First, what exactly is ‘the Wild’? Second, why are humans commonly not considered to be wild, or a part of the Wild? If a human plants a seed, and it germinates and spreads itself across a landscape over a short period of time, are these new plants wild or cultivated? Most people would suggest the latter, though with little confidence or clarity. Yet if a so-called wild animal eats some fruit before, very kindly, dropping the seed bomb composed mainly of its own – ahem – potting mix, and that seed then germinates into another fruit producing plant, most people would consider that to be the work of ‘the wild’. Is the planting of a seed only a domestication issue if it is done consciously by humans? Gary Snyder, author of *The Practice of the Wild*, suggests that a plant is wild if it is “self-propagating, self-maintaining, flourishing in accord with innate qualities”.(159) But who is to say that plants haven’t evolved in the ways they have to manipulate us into planting them everywhere – they’ve evolved with the wind to do this, so why not with the human also?
We believe that we are in control, that we are the manipulators, but maybe it is the plants that are manipulating us.
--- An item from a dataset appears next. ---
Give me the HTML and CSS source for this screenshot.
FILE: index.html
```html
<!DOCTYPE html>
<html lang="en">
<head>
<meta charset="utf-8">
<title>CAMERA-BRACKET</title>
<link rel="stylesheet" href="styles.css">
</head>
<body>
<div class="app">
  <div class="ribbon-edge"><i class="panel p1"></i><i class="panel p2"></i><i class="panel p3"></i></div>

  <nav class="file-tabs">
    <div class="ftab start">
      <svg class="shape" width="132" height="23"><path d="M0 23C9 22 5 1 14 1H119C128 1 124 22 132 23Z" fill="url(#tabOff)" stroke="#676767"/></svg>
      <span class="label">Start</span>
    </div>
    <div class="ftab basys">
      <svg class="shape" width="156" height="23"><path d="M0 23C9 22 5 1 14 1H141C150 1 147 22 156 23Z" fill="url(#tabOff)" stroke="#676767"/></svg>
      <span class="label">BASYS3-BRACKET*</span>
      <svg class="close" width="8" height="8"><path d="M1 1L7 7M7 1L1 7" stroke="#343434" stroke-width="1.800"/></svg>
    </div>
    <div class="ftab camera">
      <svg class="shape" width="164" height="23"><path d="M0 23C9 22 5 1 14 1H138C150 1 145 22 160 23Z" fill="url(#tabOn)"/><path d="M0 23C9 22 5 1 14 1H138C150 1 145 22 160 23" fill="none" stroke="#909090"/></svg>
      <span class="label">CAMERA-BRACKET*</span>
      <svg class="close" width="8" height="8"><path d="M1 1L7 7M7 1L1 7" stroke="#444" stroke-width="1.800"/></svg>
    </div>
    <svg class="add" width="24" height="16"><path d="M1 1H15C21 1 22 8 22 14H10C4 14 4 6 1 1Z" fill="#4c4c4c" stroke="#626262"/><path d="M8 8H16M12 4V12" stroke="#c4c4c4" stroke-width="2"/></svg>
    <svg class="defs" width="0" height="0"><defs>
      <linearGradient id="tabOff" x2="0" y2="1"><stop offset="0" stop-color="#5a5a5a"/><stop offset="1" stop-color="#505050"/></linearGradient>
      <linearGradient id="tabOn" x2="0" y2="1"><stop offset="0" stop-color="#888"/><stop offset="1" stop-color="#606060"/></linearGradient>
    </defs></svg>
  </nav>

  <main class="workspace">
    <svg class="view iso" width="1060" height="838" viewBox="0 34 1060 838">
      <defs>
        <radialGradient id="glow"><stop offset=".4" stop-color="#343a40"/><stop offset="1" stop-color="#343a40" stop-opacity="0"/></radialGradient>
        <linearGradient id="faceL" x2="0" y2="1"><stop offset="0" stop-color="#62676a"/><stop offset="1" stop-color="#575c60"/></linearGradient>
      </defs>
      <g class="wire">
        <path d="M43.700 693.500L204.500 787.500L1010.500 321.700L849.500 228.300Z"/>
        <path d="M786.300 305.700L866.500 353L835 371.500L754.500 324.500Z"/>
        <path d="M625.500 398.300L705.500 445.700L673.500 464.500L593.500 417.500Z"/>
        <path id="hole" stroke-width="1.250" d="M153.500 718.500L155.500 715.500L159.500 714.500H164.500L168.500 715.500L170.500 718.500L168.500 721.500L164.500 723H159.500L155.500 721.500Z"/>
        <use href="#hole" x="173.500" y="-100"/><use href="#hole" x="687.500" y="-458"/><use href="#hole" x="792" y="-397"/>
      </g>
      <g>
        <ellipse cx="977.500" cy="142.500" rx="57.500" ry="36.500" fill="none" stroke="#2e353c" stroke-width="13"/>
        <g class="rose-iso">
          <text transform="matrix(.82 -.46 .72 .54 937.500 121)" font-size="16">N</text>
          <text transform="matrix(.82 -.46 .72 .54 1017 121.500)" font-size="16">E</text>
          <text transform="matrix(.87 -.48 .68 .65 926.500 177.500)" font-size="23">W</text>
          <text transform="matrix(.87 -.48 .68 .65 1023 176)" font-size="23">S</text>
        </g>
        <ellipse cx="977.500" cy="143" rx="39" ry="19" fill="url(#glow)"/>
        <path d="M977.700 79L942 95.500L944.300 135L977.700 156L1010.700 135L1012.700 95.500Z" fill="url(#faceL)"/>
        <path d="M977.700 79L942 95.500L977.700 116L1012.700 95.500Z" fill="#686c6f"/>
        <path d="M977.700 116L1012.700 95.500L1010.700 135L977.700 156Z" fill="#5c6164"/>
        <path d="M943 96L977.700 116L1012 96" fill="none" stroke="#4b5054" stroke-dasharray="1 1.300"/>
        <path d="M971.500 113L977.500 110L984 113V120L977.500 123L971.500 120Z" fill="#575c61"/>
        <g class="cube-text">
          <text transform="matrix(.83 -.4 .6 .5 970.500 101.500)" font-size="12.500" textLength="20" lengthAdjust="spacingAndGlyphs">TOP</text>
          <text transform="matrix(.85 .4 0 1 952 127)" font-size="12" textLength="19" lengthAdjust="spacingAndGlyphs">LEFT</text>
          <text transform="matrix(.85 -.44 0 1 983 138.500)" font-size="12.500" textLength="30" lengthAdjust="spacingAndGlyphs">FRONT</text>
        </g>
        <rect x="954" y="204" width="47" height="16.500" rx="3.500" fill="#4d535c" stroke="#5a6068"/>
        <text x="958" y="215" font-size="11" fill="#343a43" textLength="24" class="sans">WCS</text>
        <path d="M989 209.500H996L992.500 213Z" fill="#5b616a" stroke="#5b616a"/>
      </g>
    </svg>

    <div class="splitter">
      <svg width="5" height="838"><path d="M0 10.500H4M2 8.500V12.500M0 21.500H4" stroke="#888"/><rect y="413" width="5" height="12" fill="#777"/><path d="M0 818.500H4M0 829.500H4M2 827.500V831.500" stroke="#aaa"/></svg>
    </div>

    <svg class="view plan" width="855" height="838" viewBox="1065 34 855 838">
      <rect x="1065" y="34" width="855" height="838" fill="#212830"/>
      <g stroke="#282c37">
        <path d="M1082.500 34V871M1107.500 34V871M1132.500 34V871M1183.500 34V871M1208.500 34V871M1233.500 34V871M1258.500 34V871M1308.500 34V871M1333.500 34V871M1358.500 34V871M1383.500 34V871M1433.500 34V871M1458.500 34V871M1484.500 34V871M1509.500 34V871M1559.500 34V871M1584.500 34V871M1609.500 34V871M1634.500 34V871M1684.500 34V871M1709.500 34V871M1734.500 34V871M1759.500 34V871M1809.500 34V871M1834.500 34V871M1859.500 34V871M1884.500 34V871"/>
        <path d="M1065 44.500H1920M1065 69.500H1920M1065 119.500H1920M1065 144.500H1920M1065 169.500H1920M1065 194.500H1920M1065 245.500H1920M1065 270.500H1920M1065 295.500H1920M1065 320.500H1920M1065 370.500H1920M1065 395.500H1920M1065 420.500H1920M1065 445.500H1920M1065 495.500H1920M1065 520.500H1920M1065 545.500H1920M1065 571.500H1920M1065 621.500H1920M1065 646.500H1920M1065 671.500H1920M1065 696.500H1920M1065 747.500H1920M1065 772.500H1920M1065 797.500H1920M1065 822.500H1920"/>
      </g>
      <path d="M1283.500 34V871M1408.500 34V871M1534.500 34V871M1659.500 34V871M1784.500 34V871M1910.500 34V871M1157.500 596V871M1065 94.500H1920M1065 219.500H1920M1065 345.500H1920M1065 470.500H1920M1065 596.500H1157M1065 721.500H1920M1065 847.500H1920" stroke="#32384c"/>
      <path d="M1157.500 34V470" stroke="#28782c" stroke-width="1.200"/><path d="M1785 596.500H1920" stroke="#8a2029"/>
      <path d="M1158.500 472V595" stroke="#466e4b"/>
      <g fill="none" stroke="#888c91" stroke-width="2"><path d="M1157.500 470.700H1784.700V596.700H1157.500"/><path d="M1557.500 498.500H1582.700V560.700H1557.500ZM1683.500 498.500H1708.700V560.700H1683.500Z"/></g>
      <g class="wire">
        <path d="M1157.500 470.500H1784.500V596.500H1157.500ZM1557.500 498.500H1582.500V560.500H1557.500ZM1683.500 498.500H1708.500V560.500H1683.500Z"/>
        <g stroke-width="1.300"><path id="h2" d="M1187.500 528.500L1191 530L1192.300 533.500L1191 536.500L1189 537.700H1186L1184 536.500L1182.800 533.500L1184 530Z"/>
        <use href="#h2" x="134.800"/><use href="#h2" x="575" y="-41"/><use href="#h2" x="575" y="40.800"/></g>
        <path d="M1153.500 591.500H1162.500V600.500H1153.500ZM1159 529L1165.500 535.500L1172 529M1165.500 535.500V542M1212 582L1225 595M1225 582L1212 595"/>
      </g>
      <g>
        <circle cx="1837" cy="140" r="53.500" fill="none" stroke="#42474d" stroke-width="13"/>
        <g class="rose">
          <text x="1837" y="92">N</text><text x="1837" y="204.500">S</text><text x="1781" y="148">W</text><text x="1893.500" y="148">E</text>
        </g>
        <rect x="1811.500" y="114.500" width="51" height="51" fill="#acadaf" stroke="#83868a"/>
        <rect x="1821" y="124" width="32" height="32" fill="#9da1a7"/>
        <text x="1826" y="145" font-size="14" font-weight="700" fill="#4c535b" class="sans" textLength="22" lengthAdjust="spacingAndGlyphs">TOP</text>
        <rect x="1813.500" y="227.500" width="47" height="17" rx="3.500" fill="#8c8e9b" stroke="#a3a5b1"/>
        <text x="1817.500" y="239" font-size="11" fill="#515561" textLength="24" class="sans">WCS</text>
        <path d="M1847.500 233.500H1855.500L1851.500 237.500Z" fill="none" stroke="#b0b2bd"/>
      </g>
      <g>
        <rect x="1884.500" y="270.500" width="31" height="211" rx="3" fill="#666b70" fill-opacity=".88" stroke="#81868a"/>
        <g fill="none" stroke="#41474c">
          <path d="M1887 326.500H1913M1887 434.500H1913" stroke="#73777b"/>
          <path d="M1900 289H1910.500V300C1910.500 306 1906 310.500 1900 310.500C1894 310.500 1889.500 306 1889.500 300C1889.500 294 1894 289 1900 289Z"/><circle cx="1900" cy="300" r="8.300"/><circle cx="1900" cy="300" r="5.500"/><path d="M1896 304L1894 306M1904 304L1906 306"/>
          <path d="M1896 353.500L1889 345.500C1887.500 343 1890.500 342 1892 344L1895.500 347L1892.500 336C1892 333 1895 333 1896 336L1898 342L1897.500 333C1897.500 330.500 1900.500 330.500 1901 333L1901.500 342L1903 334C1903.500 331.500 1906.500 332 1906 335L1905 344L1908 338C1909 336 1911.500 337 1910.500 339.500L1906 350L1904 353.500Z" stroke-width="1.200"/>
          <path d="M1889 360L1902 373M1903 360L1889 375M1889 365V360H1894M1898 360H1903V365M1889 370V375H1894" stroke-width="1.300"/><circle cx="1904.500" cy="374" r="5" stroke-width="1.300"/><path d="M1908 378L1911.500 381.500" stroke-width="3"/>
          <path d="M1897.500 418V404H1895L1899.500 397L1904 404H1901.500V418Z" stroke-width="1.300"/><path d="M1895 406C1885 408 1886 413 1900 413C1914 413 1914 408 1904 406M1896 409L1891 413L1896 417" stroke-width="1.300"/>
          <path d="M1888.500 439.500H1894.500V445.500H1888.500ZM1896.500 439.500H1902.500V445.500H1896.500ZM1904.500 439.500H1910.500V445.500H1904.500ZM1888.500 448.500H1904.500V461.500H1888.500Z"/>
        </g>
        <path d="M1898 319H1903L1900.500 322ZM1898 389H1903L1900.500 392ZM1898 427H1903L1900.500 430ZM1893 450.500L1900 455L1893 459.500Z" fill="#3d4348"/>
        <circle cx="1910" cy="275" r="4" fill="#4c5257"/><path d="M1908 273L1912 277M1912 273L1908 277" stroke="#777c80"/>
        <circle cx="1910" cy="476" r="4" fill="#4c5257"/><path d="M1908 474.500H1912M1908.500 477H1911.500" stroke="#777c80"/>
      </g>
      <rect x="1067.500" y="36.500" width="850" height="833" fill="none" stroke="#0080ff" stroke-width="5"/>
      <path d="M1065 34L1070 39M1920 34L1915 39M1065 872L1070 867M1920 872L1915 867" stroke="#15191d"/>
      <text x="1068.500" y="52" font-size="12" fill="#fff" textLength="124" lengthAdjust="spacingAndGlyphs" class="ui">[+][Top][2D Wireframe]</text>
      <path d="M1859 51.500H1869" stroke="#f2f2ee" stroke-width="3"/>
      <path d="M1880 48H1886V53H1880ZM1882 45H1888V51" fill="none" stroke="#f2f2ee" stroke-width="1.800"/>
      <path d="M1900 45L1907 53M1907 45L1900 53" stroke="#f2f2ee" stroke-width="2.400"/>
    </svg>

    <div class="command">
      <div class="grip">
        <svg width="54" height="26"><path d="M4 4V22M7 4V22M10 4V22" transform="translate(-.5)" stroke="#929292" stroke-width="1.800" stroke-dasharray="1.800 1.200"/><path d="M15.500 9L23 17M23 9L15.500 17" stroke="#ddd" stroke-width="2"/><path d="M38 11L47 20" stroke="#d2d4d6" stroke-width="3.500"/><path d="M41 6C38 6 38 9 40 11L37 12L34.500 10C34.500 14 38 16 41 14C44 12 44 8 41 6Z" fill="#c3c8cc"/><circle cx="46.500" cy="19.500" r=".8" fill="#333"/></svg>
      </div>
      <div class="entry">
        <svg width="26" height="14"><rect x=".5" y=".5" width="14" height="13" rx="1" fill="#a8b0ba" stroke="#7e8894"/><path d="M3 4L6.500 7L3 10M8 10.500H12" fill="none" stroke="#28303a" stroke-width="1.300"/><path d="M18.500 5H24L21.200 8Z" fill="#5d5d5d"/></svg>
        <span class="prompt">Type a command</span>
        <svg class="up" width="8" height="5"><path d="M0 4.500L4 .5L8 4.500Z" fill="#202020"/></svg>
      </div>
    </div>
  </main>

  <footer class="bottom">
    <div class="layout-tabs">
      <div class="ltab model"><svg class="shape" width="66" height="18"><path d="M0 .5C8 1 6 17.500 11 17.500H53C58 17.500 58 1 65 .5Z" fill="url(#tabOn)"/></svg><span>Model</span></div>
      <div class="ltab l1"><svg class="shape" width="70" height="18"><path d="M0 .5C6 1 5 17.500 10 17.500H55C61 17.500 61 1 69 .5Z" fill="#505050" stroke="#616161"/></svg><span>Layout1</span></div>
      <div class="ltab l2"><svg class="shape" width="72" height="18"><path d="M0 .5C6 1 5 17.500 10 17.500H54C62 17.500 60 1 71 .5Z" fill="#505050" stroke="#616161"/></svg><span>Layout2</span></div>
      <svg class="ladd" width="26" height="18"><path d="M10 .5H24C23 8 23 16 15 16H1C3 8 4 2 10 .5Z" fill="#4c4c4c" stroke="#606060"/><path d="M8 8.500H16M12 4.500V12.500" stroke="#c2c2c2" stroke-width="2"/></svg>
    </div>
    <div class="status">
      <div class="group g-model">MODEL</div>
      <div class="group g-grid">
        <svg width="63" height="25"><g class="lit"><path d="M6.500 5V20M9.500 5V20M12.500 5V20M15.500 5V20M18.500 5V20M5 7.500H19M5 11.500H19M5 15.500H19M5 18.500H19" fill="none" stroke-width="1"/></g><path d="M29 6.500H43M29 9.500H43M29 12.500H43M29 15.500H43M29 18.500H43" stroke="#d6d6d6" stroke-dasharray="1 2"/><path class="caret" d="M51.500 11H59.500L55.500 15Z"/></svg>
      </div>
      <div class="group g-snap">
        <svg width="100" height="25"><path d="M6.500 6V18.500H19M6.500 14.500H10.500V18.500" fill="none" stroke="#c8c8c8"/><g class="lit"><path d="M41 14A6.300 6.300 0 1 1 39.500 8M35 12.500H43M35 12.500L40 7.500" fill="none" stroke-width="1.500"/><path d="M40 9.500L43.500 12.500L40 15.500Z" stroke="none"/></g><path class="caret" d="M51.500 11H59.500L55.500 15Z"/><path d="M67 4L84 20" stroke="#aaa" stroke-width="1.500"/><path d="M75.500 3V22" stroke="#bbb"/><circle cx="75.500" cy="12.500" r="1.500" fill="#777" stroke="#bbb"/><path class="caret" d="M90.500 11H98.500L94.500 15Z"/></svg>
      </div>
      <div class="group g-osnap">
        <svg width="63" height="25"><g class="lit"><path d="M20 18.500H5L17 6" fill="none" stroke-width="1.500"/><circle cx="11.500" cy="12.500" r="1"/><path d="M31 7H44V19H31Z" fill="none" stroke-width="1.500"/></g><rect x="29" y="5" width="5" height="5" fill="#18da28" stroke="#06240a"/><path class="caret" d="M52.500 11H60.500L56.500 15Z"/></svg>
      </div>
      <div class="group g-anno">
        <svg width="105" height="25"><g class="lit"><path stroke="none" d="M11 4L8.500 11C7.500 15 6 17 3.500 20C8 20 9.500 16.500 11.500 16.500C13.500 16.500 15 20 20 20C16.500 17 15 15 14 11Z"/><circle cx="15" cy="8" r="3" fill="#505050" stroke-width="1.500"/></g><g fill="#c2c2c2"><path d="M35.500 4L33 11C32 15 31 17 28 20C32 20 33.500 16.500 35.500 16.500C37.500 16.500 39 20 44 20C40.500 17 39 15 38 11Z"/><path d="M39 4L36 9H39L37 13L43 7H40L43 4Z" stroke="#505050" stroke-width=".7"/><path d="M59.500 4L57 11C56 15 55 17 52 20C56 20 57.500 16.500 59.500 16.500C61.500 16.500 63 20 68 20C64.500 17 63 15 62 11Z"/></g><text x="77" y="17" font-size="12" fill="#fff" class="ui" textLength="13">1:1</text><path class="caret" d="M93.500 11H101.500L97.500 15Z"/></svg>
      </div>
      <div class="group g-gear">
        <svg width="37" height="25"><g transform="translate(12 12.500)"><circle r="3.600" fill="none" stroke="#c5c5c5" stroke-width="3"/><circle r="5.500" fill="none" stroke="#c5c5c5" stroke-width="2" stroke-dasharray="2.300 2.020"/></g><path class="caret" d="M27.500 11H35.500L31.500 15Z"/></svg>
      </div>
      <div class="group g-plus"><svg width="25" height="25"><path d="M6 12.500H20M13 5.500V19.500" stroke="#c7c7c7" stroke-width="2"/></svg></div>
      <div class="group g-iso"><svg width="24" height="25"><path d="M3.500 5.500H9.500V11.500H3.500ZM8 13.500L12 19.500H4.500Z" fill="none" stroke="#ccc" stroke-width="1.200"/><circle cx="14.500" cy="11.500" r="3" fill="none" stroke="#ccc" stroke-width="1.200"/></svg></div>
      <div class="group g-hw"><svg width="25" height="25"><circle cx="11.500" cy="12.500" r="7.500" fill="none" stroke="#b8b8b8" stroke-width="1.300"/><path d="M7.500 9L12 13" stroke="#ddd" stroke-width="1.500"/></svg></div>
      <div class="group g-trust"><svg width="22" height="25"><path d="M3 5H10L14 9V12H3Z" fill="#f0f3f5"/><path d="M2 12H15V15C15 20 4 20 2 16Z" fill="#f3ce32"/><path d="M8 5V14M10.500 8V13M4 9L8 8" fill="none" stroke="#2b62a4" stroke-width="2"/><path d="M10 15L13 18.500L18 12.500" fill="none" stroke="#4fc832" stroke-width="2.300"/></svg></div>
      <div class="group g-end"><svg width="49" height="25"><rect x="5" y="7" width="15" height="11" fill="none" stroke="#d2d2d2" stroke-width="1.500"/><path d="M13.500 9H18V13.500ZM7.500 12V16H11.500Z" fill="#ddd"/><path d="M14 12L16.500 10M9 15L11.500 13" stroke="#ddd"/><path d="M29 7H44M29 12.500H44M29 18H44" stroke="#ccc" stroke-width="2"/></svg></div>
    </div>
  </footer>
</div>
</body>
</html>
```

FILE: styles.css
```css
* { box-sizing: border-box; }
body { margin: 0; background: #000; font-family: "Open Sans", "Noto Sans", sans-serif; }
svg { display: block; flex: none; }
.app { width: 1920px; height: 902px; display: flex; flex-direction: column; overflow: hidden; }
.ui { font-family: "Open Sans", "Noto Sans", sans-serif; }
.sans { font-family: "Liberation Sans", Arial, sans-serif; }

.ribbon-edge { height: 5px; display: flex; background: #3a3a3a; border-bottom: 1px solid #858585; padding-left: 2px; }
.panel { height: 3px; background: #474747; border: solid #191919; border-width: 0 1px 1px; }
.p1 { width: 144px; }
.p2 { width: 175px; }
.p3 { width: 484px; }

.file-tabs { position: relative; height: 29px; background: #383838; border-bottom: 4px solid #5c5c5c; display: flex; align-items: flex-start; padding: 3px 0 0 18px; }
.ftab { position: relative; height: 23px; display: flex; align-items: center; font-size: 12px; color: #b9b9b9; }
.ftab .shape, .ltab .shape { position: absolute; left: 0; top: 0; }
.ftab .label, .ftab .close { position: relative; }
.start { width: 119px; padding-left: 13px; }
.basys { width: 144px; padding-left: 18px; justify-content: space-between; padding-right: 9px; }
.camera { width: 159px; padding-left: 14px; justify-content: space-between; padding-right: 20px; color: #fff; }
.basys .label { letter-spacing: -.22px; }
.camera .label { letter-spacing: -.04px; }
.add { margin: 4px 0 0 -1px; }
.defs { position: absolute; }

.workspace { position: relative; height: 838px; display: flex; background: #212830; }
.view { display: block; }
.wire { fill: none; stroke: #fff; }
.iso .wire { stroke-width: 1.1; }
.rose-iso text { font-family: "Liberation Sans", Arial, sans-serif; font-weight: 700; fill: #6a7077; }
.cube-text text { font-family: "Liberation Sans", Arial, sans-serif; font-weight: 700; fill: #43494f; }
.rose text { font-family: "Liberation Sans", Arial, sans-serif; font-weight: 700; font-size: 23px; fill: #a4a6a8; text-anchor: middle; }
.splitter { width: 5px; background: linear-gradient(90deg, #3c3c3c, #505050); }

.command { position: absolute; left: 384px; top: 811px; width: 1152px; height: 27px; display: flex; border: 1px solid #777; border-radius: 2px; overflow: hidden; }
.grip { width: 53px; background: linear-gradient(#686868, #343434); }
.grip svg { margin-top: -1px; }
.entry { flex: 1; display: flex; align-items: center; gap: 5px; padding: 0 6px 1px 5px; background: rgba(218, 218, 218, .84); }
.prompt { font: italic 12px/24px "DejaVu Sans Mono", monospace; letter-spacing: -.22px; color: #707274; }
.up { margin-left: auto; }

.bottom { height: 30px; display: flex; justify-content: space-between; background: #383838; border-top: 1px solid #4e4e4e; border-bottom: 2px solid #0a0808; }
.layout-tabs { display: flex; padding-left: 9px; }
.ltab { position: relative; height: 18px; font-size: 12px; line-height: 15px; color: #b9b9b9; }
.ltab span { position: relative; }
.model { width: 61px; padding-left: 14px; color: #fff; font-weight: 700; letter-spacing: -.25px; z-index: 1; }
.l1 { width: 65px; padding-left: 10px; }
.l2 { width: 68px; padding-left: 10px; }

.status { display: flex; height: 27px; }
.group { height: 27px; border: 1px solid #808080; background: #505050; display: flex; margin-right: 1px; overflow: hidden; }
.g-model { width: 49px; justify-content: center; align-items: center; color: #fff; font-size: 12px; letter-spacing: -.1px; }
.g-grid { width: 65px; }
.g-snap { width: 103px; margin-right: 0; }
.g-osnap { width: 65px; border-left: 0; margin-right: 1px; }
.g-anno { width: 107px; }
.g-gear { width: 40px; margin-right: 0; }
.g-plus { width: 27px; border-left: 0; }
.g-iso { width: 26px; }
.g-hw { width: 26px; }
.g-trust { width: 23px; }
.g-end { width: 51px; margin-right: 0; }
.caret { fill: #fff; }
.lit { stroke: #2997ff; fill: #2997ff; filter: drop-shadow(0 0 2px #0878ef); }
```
If you think that is completely barmy, consider the fact that unless we continue to spread seed (on their behalf) every single year now, we will die. Who is really in control here – us or the plants?
Humanity is no less or greater a part of Nature than a fox or a deer. We may currently be a more destructive force that anything else that exists, but we are still Nature. And within us still resides a piece of The Wild.